Commercial confidence — customers, hospital procurement teams, and institutional buyers are increasingly scrutinising the post-market compliance posture of device suppliers. A robust PMS system is a credible demonstration of your commitment to device safety.
The Direction of PMS Regulation in India
Post-market surveillance regulation in India is strengthening. Key trends include:
- Increased enforcement activity by CDSCO with respect to PMS obligations for notified medical devices
- Growing alignment of Indian PMS requirements with international frameworks, including the EU MDR and ISO 13485 standards
- Strengthened operation of the MvPI programme and higher expectations around materiovigilance participation
- Greater scrutiny of PSUR submission compliance, particularly for higher-risk Class C and D devices
- Anticipated expansion of PMS obligations to a broader range of device categories as the notified device list grows
Companies that build robust PMS systems now will be well positioned as regulatory expectations continue to rise.

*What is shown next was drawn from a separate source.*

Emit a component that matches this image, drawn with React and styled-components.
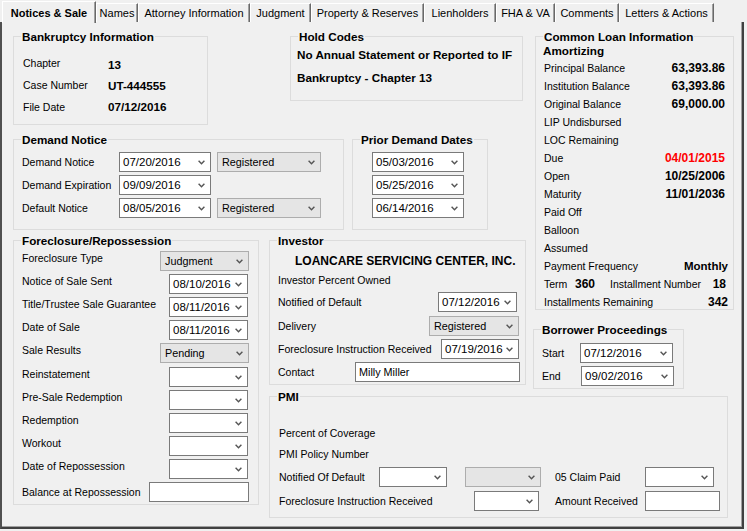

How ELT Corporate Supports Your PMS Compliance
ELT Corporate provides comprehensive post-market surveillance support for medical device manufacturers, importers, and authorised agents operating in the Indian market.
PMS System Design and Setup We design and implement structured PMS systems tailored to your device class, organisational structure, and existing quality management framework — covering complaint handling, adverse event reporting, trend analysis, and corrective action processes.
PSUR Preparation We prepare Periodic Safety Update Reports for Class C and D devices that meet CDSCO’s requirements and reflect a rigorous, evidence-based review of your device’s post-market safety profile.
Adverse Event Reporting We manage the preparation and submission of adverse event reports to CDSCO and through the MvPI programme — ensuring timely, accurate, and complete reporting in line with regulatory expectations.
FSCA Management Where safety signals require corrective action, we support the planning, documentation, and communication of Field Safety Corrective Actions — including coordination with CDSCO and preparation of Field Safety Notices.
Regulatory Compliance Audit We conduct internal audits of your existing PMS processes against CDSCO requirements — identifying gaps, recommending corrective actions, and preparing your organisation for regulatory inspection.
Training and Capability Building We deliver targeted training for your regulatory affairs, quality, and commercial teams — building internal PMS capability and ensuring your organisation understands its post-market obligations.
Final Thoughts
Post-market surveillance in India is about continuous responsibility. Regulatory approval is the beginning of your obligations — not the end of them.
Companies that take PMS seriously protect their patients, protect their products, and protect their position in the market. Those that do not face escalating regulatory risk, reputational damage, and the very real possibility of enforcement action or product recall.
Monitor performance. Report issues on time. Maintain proper documentation. Build a system that works — and works continuously.